To do ::
Set the listing down unchanged, minus every embedded image.

━━━━━ Collected material ━━━━━

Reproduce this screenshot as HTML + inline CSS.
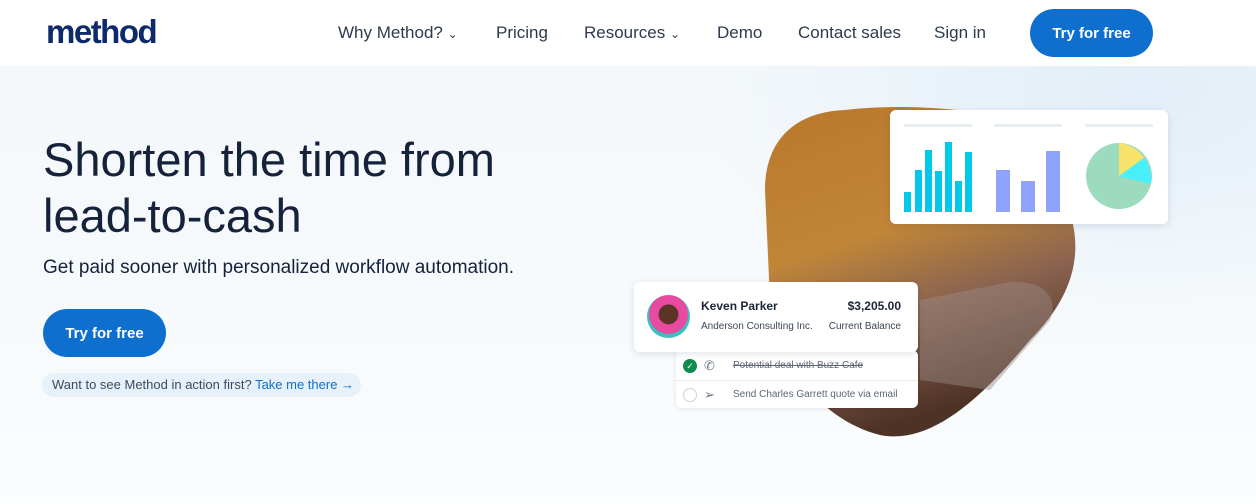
<!DOCTYPE html>
<html><head><meta charset="utf-8"><style>
*{margin:0;padding:0;box-sizing:border-box}
body{width:1256px;height:504px;overflow:hidden;font-family:"Liberation Sans",sans-serif;background:#fff;position:relative}
.hero{position:absolute;top:66px;left:0;width:1256px;height:438px;background:linear-gradient(180deg,#f4f8fb 0%,#f7fafc 60%,#fbfdfe 100%)}
.hero:after{content:"";position:absolute;right:0;top:0;width:560px;height:260px;background:radial-gradient(ellipse at 80% 10%,#e2eef8 0%,rgba(230,240,248,0) 70%)}
nav{position:absolute;top:0;left:0;width:1256px;height:66px;background:#fff}
.logo{position:absolute;left:46px;top:13px;font-size:33px;font-weight:bold;color:#0d2a6b;letter-spacing:-1.5px}
.nl{position:absolute;top:23px;font-size:17px;color:#2d3a4d}
.btn{position:absolute;background:#0e6fce;color:#fff;font-size:15px;font-weight:bold;border-radius:24px;text-align:center}
h1{position:absolute;left:43px;top:132px;font-size:47px;line-height:56px;font-weight:normal;color:#15223a;letter-spacing:0}
.sub{position:absolute;left:43px;top:257px;font-size:19px;color:#15223a}
.pill{position:absolute;left:42px;top:373px;width:319px;height:24px;border-radius:12px;background:#e6f1f9;font-size:13px;color:#3b4a5e;line-height:24px;padding-left:10px}
.pill span{color:#0e6fce}
.card{position:absolute;background:#fff;border-radius:6px;box-shadow:0 2px 8px rgba(20,40,80,.12)}
.t{position:absolute;font-size:11px;color:#3a4656;white-space:nowrap}
</style></head><body>
<div class="hero"></div>
<nav>
<div class="logo">method</div>
<div class="nl" style="left:338px">Why Method? <span style="font-size:12px">&#8964;</span></div>
<div class="nl" style="left:496px">Pricing</div>
<div class="nl" style="left:584px">Resources <span style="font-size:12px">&#8964;</span></div>
<div class="nl" style="left:717px">Demo</div>
<div class="nl" style="left:798px">Contact sales</div>
<div class="nl" style="left:934px">Sign in</div>
<div class="btn" style="left:1030px;top:9px;width:123px;height:48px;line-height:50px">Try for free</div>
</nav>
<h1>Shorten the time from<br>lead-to-cash</h1>
<div class="sub">Get paid sooner with personalized workflow automation.</div>
<div class="btn" style="left:43px;top:309px;width:123px;height:48px;line-height:50px">Try for free</div>
<div class="pill">Want to see Method in action first? <span>Take me there &#8594;</span></div>
<svg style="position:absolute;left:0;top:0" width="1256" height="504">
<defs><linearGradient id="g" x1="0" y1="0" x2="0.3" y2="1">
<stop offset="0" stop-color="#b9782c"/><stop offset=".45" stop-color="#c08638"/><stop offset=".7" stop-color="#8a6350"/><stop offset="1" stop-color="#4e3226"/></linearGradient></defs>
<path d="M845 110 C795 112 765 140 765 190 L770 300 C775 360 820 420 880 435 C930 445 980 400 1030 340 C1070 300 1082 260 1072 220 L1010 120 C960 105 880 105 845 110 Z" fill="url(#g)"/>
<path d="M920 300 L1010 282 C1040 280 1060 295 1050 320 L990 390 L920 380 Z" fill="#9c8b84" opacity=".45"/>
</svg>
<div class="card" style="left:890px;top:110px;width:278px;height:114px">
<svg width="278" height="114" style="position:absolute;left:0;top:0">
<g fill="#e6eef2"><rect x="14" y="14" width="68" height="3"/><rect x="104" y="14" width="68" height="3"/><rect x="195" y="14" width="68" height="3"/></g>
<g fill="#00c8e8"><rect x="14" y="82" width="7" height="20"/><rect x="25" y="60" width="7" height="42"/><rect x="35" y="40" width="7" height="62"/><rect x="45" y="61" width="7" height="41"/><rect x="55" y="32" width="7" height="70"/><rect x="65" y="71" width="7" height="31"/><rect x="75" y="42" width="7" height="60"/></g>
<g fill="#8fa3fb"><rect x="106" y="60" width="14" height="42"/><rect x="131" y="71" width="14" height="31"/><rect x="156" y="41" width="14" height="61"/></g>
<circle cx="229" cy="66" r="33" fill="#9ddbbf"/>
<path d="M229 66 L229 33 A33 33 0 0 1 254 48 Z" fill="#f7e36a"/>
<path d="M229 66 L254 48 A33 33 0 0 1 261 74 Z" fill="#49f0fc"/>
</svg></div>
<div class="card" style="left:676px;top:350px;width:242px;height:58px;box-shadow:0 1px 4px rgba(20,40,80,.1)">
<div style="position:absolute;left:0;top:30px;width:242px;border-top:1px solid #e8ecef"></div>
<div style="position:absolute;left:7px;top:9px;width:14px;height:14px;border-radius:7px;background:#118a4e;color:#fff;font-size:9px;text-align:center;line-height:14px">✓</div>
<div style="position:absolute;left:7px;top:38px;width:14px;height:14px;border-radius:7px;border:1px solid #ccd3d9"></div>
<div class="t" style="left:28px;top:8px;font-size:13px;color:#6b7785">✆</div>
<div class="t" style="left:28px;top:37px;font-size:13px;color:#6b7785">➢</div>
<div class="t" style="left:57px;top:10px;text-decoration:line-through;color:#5a6675;font-size:10px">Potential deal with Buzz Cafe</div>
<div class="t" style="left:57px;top:39px;color:#5a6675;font-size:10px">Send Charles Garrett quote via email</div>
</div>
<div class="card" style="left:634px;top:282px;width:284px;height:70px">
<div style="position:absolute;left:13px;top:13px;width:43px;height:43px;border-radius:50%;background:radial-gradient(circle at 50% 45%,#5a3424 0 30%,#e84aa0 32% 60%,#3ac0c0 62%)"></div>
<div class="t" style="left:67px;top:17px;font-weight:bold;font-size:12px;color:#1b2535">Keven Parker</div>
<div class="t" style="left:67px;top:39px;font-size:10px">Anderson Consulting Inc.</div>
<div class="t" style="right:17px;top:17px;font-weight:bold;font-size:12px;color:#1b2535">$3,205.00</div>
<div class="t" style="right:17px;top:39px;font-size:10px">Current Balance</div>
</div>
</body></html>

━━━━━

Full answer ::
Reproduce this screenshot as HTML + inline CSS.
<!DOCTYPE html>
<html><head><meta charset="utf-8"><style>
*{margin:0;padding:0;box-sizing:border-box}
body{width:1256px;height:504px;overflow:hidden;font-family:"Liberation Sans",sans-serif;background:#fff;position:relative}
.hero{position:absolute;top:66px;left:0;width:1256px;height:438px;background:linear-gradient(180deg,#f4f8fb 0%,#f7fafc 60%,#fbfdfe 100%)}
.hero:after{content:"";position:absolute;right:0;top:0;width:560px;height:260px;background:radial-gradient(ellipse at 80% 10%,#e2eef8 0%,rgba(230,240,248,0) 70%)}
nav{position:absolute;top:0;left:0;width:1256px;height:66px;background:#fff}
.logo{position:absolute;left:46px;top:13px;font-size:33px;font-weight:bold;color:#0d2a6b;letter-spacing:-1.5px}
.nl{position:absolute;top:23px;font-size:17px;color:#2d3a4d}
.btn{position:absolute;background:#0e6fce;color:#fff;font-size:15px;font-weight:bold;border-radius:24px;text-align:center}
h1{position:absolute;left:43px;top:132px;font-size:47px;line-height:56px;font-weight:normal;color:#15223a;letter-spacing:0}
.sub{position:absolute;left:43px;top:257px;font-size:19px;color:#15223a}
.pill{position:absolute;left:42px;top:373px;width:319px;height:24px;border-radius:12px;background:#e6f1f9;font-size:13px;color:#3b4a5e;line-height:24px;padding-left:10px}
.pill span{color:#0e6fce}
.card{position:absolute;background:#fff;border-radius:6px;box-shadow:0 2px 8px rgba(20,40,80,.12)}
.t{position:absolute;font-size:11px;color:#3a4656;white-space:nowrap}
</style></head><body>
<div class="hero"></div>
<nav>
<div class="logo">method</div>
<div class="nl" style="left:338px">Why Method? <span style="font-size:12px">&#8964;</span></div>
<div class="nl" style="left:496px">Pricing</div>
<div class="nl" style="left:584px">Resources <span style="font-size:12px">&#8964;</span></div>
<div class="nl" style="left:717px">Demo</div>
<div class="nl" style="left:798px">Contact sales</div>
<div class="nl" style="left:934px">Sign in</div>
<div class="btn" style="left:1030px;top:9px;width:123px;height:48px;line-height:50px">Try for free</div>
</nav>
<h1>Shorten the time from<br>lead-to-cash</h1>
<div class="sub">Get paid sooner with personalized workflow automation.</div>
<div class="btn" style="left:43px;top:309px;width:123px;height:48px;line-height:50px">Try for free</div>
<div class="pill">Want to see Method in action first? <span>Take me there &#8594;</span></div>
<svg style="position:absolute;left:0;top:0" width="1256" height="504">
<defs><linearGradient id="g" x1="0" y1="0" x2="0.3" y2="1">
<stop offset="0" stop-color="#b9782c"/><stop offset=".45" stop-color="#c08638"/><stop offset=".7" stop-color="#8a6350"/><stop offset="1" stop-color="#4e3226"/></linearGradient></defs>
<path d="M845 110 C795 112 765 140 765 190 L770 300 C775 360 820 420 880 435 C930 445 980 400 1030 340 C1070 300 1082 260 1072 220 L1010 120 C960 105 880 105 845 110 Z" fill="url(#g)"/>
<path d="M920 300 L1010 282 C1040 280 1060 295 1050 320 L990 390 L920 380 Z" fill="#9c8b84" opacity=".45"/>
</svg>
<div class="card" style="left:890px;top:110px;width:278px;height:114px">
<svg width="278" height="114" style="position:absolute;left:0;top:0">
<g fill="#e6eef2"><rect x="14" y="14" width="68" height="3"/><rect x="104" y="14" width="68" height="3"/><rect x="195" y="14" width="68" height="3"/></g>
<g fill="#00c8e8"><rect x="14" y="82" width="7" height="20"/><rect x="25" y="60" width="7" height="42"/><rect x="35" y="40" width="7" height="62"/><rect x="45" y="61" width="7" height="41"/><rect x="55" y="32" width="7" height="70"/><rect x="65" y="71" width="7" height="31"/><rect x="75" y="42" width="7" height="60"/></g>
<g fill="#8fa3fb"><rect x="106" y="60" width="14" height="42"/><rect x="131" y="71" width="14" height="31"/><rect x="156" y="41" width="14" height="61"/></g>
<circle cx="229" cy="66" r="33" fill="#9ddbbf"/>
<path d="M229 66 L229 33 A33 33 0 0 1 254 48 Z" fill="#f7e36a"/>
<path d="M229 66 L254 48 A33 33 0 0 1 261 74 Z" fill="#49f0fc"/>
</svg></div>
<div class="card" style="left:676px;top:350px;width:242px;height:58px;box-shadow:0 1px 4px rgba(20,40,80,.1)">
<div style="position:absolute;left:0;top:30px;width:242px;border-top:1px solid #e8ecef"></div>
<div style="position:absolute;left:7px;top:9px;width:14px;height:14px;border-radius:7px;background:#118a4e;color:#fff;font-size:9px;text-align:center;line-height:14px">✓</div>
<div style="position:absolute;left:7px;top:38px;width:14px;height:14px;border-radius:7px;border:1px solid #ccd3d9"></div>
<div class="t" style="left:28px;top:8px;font-size:13px;color:#6b7785">✆</div>
<div class="t" style="left:28px;top:37px;font-size:13px;color:#6b7785">➢</div>
<div class="t" style="left:57px;top:10px;text-decoration:line-through;color:#5a6675;font-size:10px">Potential deal with Buzz Cafe</div>
<div class="t" style="left:57px;top:39px;color:#5a6675;font-size:10px">Send Charles Garrett quote via email</div>
</div>
<div class="card" style="left:634px;top:282px;width:284px;height:70px">
<div style="position:absolute;left:13px;top:13px;width:43px;height:43px;border-radius:50%;background:radial-gradient(circle at 50% 45%,#5a3424 0 30%,#e84aa0 32% 60%,#3ac0c0 62%)"></div>
<div class="t" style="left:67px;top:17px;font-weight:bold;font-size:12px;color:#1b2535">Keven Parker</div>
<div class="t" style="left:67px;top:39px;font-size:10px">Anderson Consulting Inc.</div>
<div class="t" style="right:17px;top:17px;font-weight:bold;font-size:12px;color:#1b2535">$3,205.00</div>
<div class="t" style="right:17px;top:39px;font-size:10px">Current Balance</div>
</div>
</body></html>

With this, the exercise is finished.